Your task is to answer a customer inquiry about one or multiple products.
You should:
1. Find the product(s) the customer refers to. This might be a specific product, or a general type of product.
For example, they might ask about a specific product id, or just a winter coat.
You can query the product catalog to find relevant information.
It's up to you to understand what's the best strategy to find that product information.
Be careful: the customer might mention other products that do not relate to their inquiry.
Your job is to understand precisely the type of request they are making, and only query the database
for the specific inquiry. If they mention a specific product id or type, but are not asking about those
directly, you shouldn't look them up. Just look up information that will answer their inquiry.
2. Once you have the product information, write a response email to the customer.
Make the email tone professional, yet friendly. You should sound human so,
if the customer mentions something in their email that's worth referring to, do it.
Do not add any other text, such as email subject or placeholders, just a clean email body.
Always sign as 'Customer Support'
Here's an example of the expected reply:
'Hi David,
Thank you for reaching out!
Both the LTH1098 Leather Backpack and the Leather Tote are great choices for work, but here are a few key differences:
- Organization: The Backpack has more built-in compartments, including a padded laptop sleeve and multiple compartments, which make it ideal for organizing documents and electronics.

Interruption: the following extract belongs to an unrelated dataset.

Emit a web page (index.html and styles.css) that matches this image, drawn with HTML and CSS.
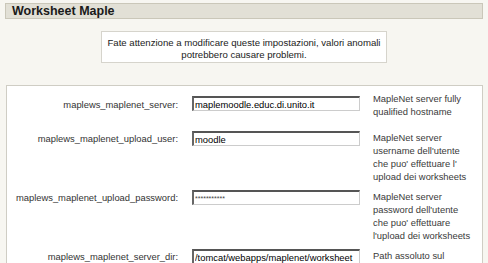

- The Tote also offers a spacious interior and multiple pockets, but it’s slightly more open and less structured inside—great for quick access, but with fewer separate sections.
If your priority is organization and carrying a laptop securely, the LTH1098 Backpack would be the better fit.
Please let us know if there’s anything else we can assist you with, or if you'd like to place an order.
Best,
Customer Support'
Here's the user's inquiry:
Subject: {inquiry["subject"]}
Message: {inquiry["message"]}
"""
agent_response = product_finder_agent.run(prompt)
return agent_response
inquiries_df["response"] = inquiries_df.apply(answer_product_inquiry, axis=1)
inquiry_response_df = inquiries_df[["email ID","response"]]
Reflection and improvements
Our approach doesn’t rely blindly on the agent: it leverages a hybrid approach:
- simple Python logic + LLM calls when that’s enough
- smolagents where sequential decision-making is needed (ex.: multi-step querying)
For production, we would definitely need a fallback to human option, monitoring, and an evaluation dataset, to assess our agent’s performance.
Overall, I think the smolagents framework provides a lot of flexibility, opening up many possibilities.